A pressure build-up survey was recorded with downhole reservoir pressure gauges installed. On extraction of these gauges, the pressure was bled down and the resulting slow pressure build-up has delayed any attempts to return the well to flow. This pressure response may be due to limited connectivity with the formation and any natural fracture network which may exist in these rocks such as that observed in outcrop in the South Caucasus area. With the PLT data indicating possible flow from below the base of the test interval, it is possible that the pumped acid was not contained within the test interval. The loss of acid to a larger wellbore area would have had a negative impact on the overall depth of the stimulation and the propagation of fractures away from the well and therefore reduced the chances of establishing better communication between the wellbore and the formation.

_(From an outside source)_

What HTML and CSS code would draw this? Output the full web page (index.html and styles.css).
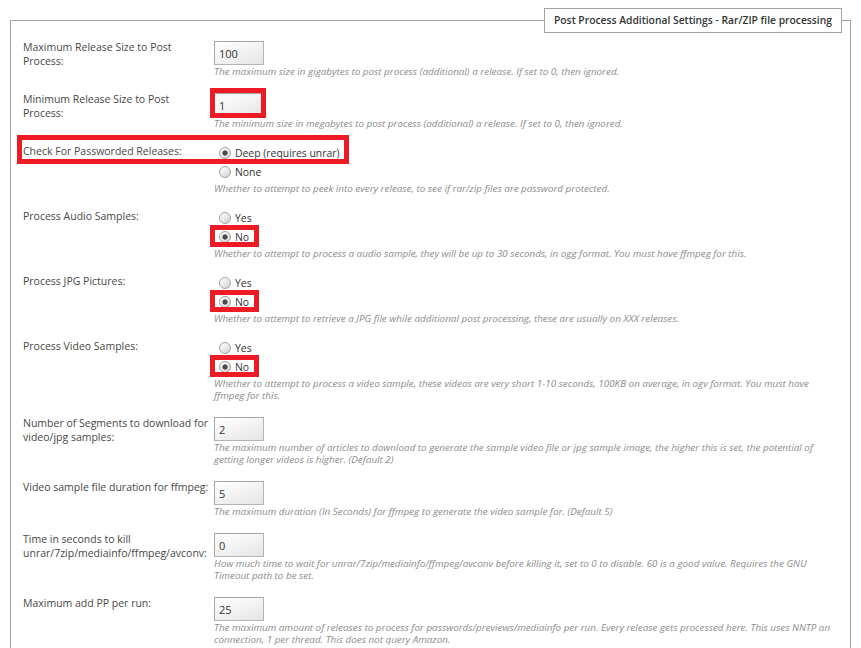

A post frac evaluation is currently being undertaken which will incorporate the results of the acid fracturing, together with the flow, PLT, and pressure data collected during the stimulation and testing operations. This analysis will be used to investigate the effectiveness of the acid frac and the potential to shut off water within the currently contributing zones as well as options to recomplete the well higher in the Cretaceous carbonate interval and complete the testing operation. The results of the well testing operations to date appear to indicate a potential oil column of 551 feet (168 meters) at the M12 well, 435 feet (135 meters) of which is currently isolated by the 7" liner and remains to be tested. On completion of the technical study and availability of capital, it is planned to resume testing.
If commercial production can be established at M12, the well would be put into long-term test production and consideration would be given to performing a similar acid fracture stimulation of the M11z well which remains suspended.